Virginia firm hopes buckyballs will strike rich new vein for MRI

BLACKSBURG, Va., Nov. 19, 2001 — Is soot the newest thing in small tech?

According to scientists at Luna Innovations, the answer is yes. The Blacksburg, Va., research company is experimenting with carbon nanomaterials in buckyballs to develop improved contrast agents for use in magnetic resonance imaging (MRI).

This research could result in MRI scans that require smaller doses of toxic material, cost less and provide physicians with contrast improvements up to 100 times greater than that of existing technology, company researchers say.

Ultimately, they say their research could pave the way for smaller, more affordable MRI instruments while giving equipment manufacturers new markets to tap.

Buckyballs are hollow structures that form when vaporized carbon condenses amid inert gas. Luna Innovations has created buckyballs that encase three atoms of metal. The company starts with carbon rods, drills them and fills them with metal, and places them in an electric arc generator. The resulting soot that’s formed in the generator serves as the mother lode for investigation.

“Our design materials are a certain percentage of that soot. From that soot we extract our valuable material,” said Paige Stevenson, Luna’s director of advanced materials. “But it’s not usable as is: you have to do some chemistry to the cage to make it usable.”

Converting soot into a useful material involves a complex laboratory synthesis.
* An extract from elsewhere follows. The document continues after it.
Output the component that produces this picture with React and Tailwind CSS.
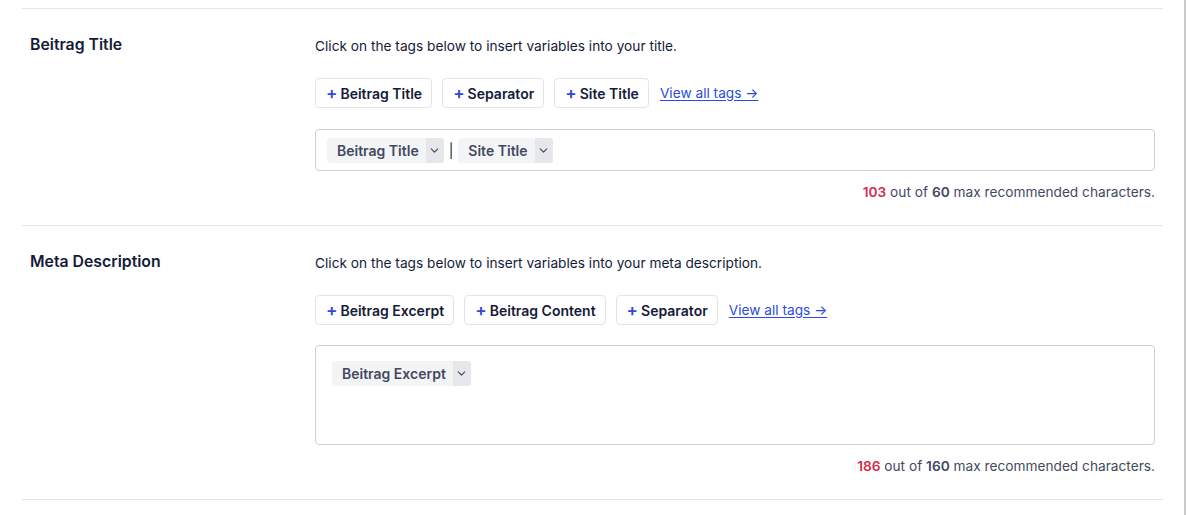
import { ChevronDown } from "lucide-react";

const sections = [
  {
    label: "Beitrag Title",
    hint: "Click on the tags below to insert variables into your title.",
    buttons: ["Beitrag Title", "Separator", "Site Title"],
    multiline: false,
    count: 103,
    max: 60,
  },
  {
    label: "Meta Description",
    hint: "Click on the tags below to insert variables into your meta description.",
    buttons: ["Beitrag Excerpt", "Beitrag Content", "Separator"],
    multiline: true,
    count: 186,
    max: 160,
  },
];

function TagChip({ label }) {
  return (
    <span className="inline-flex h-[25px] items-stretch overflow-hidden rounded-[3px] text-[14px] font-semibold text-[#434960]">
      <span className="flex items-center bg-[#f3f4f6] pl-[10px] pr-[7px]">{label}</span>
      <span className="flex w-[18px] items-center justify-center bg-[#e5e7eb]">
        <ChevronDown className="h-[13px] w-[13px] text-[#434960]" strokeWidth={2.2} />
      </span>
    </span>
  );
}

function InsertButton({ label }) {
  return (
    <button
      className="flex h-[30px] items-center gap-[3px] rounded-[4px] border border-[#e2e4e9] bg-white pl-[10px] pr-[9px] text-[14px] font-semibold text-[#141b38]"
      type="button"
    >
      <span className="text-[17px] font-semibold leading-none text-[#3048dc]">+</span>
      {label}
    </button>
  );
}

function SettingRow({ section }) {
  return (
    <div className="flex border-b border-[#e5e5e5] pb-[23px] pt-[27px]">
      <div className="w-[293px] shrink-0 pl-[8px]">
        <h3 className="text-[15.8px] font-semibold leading-[18px] text-[#141b38]">{section.label}</h3>
      </div>
      <div className="flex-1 pr-[8px]">
        <p className="text-[13.7px] leading-[20px] text-[#141b38]">{section.hint}</p>
        <div className="mt-[22px] flex items-center gap-[10px]">
          {section.buttons.map((b) => (
            <InsertButton key={b} label={b} />
          ))}
          <a className="ml-[1px] text-[13.7px] text-[#2c4be0] underline underline-offset-2" href="#">
            View all tags →
          </a>
        </div>
        {section.multiline ? (
          <div className="mt-[20px] h-[100px] rounded-[4px] border border-[#d0d1d7] px-[16px] pt-[15px]">
            <TagChip label="Beitrag Excerpt" />
          </div>
        ) : (
          <div className="mt-[21px] flex h-[42px] items-center gap-[5px] rounded-[4px] border border-[#d0d1d7] px-[11px]">
            <TagChip label="Beitrag Title" />
            <span className="text-[14px] font-normal text-[#141b38]">|</span>
            <TagChip label="Site Title" />
          </div>
        )}
        <p className="mt-[11px] text-right text-[13.7px] leading-[20px] text-[#434960]">
          <span className="font-semibold text-[#d72c4d]">{section.count}</span> out of{" "}
          <span className="font-semibold">{section.max}</span> max recommended characters.
        </p>
      </div>
    </div>
  );
}

export default function App() {
  return (
    <div className="flex h-[515px] w-[1186px] bg-white" style={{ fontFamily: "Inter, 'Noto Sans', sans-serif" }}>
      <div className="w-[1184px] pl-[22px] pr-[21px] pt-[8px]">
        <div className="border-t border-[#e5e5e5]">
          {sections.map((s) => (
            <SettingRow key={s.label} section={s} />
          ))}
        </div>
      </div>
      <div className="w-[2px] bg-[#c9c9c9]" />
    </div>
  );
}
Luna said its chemistry produces materials that are soluble in water and stable in air — two fundamental obstacles that have hampered the commercial use of buckyballs, which were discovered in 1985.

LESS IS MORE, SMALLER IS BETTER

Scientists have tinkered with buckyballs since they were first discovered, trying to insert metal atoms in them. Most efforts met with limited success. Buckyballs showed the ability to carry one or two metal atoms, but the compounds that resulted often were inherently unstable or couldn’t be produced in quantities sufficient for commercial applications.

Luna’s carbon cage resembles a whirring helicopter blade: three metals joined together, with a nitrogen atom in the center. The molecular arrangement may triple the punch of useful properties in the metal, the company said.

“We think this new class of molecules will enable us to encapsulate a wide variety of metals inside the fullerenes cage,” said Steve Stevenson, a Luna senior research scientist who helped discover the fabrication process and the husband of Paige Stevenson.

“With this process we can potentially triple the punch of useful properties in the metal,” he said.

Luna’s first focus is to develop MRI contrast agents that provide enhanced image resolution. Contrast agents provide a clear picture during MRI procedures. Patients are injected with these agents to help physicians diagnose problems or diseases, especially of the brain or spine.

Luna also wants to formulate reagents that enable cell-targeting diagnosis and treatment of certain diseases, especially cancer. The company recently won a two-year federal grant of $2 million to prove the commercial viability of its chemical reagents.

Analysts project the U.S. market for contrast agents will reach $680 million by 2004.

MRI contrast agents usually contain gadolinium, a rare earth metal with magnetic properties. Gadolinium improves the image obtained through an MRI. In sufficient quantities, however, gadolinium can be toxic.

Luna’s scientists stress that existing MRI technology is safe but that their technology does offer improvements by being able to encapsulate gadolinium within the carbon cage. The benefit would be twofold: enhancing the image for physicians while reducing patients’ risk of exposure.

Aside from being able to encapsulate metals inside buckyballs, the company’s research also gives the ability to vary the metals in different combinations, said Paige Stevenson.

Luna’s target is to enhance images 100 times over existing MRI technology. “But even if we’re 50 times better, a lot less material would need to be administered (to MRI patients),” she said. “There also is the chance to send material to direct sites instead of having it travel all through your body, as well as enabling the technology for smaller MRI instrumentation.”

The ability to make MRI devices smaller means they could be used on battlefields or field hospitals. These smaller instruments would require a lower magnetic field, which would eliminate the cost of maintaining huge superconducting magnets.

POTENTIAL SOCIAL BENEFITS PROMISING

Steve Stevenson accidentally discovered the fabrication process along with Harry Dorn, a professor at Virginia Polytechnic Institute and State University in Blacksburg. At the time of the discovery, Stevenson was working for Dorn as a postdoctoral fellow at the university. Luna licensed the process from the university and attempted to build on it.

“Basically that’s where the license ended: just making a pile of soot,” he said.

Luna’s work involved expanding the license to find ways to develop useful materials with productive properties from the soot. Luna’s small team of researchers has devoted a lot of time to making sure any new materials created by its science dissolve in water, a requirement for agents that will be introduced into the human body.

Although the economic potential of their work is enormous, Luna researchers are also mindful of the favorable benefits they could have on society. Gushes Paige Stevenson: “We’re very excited to come to work every day.”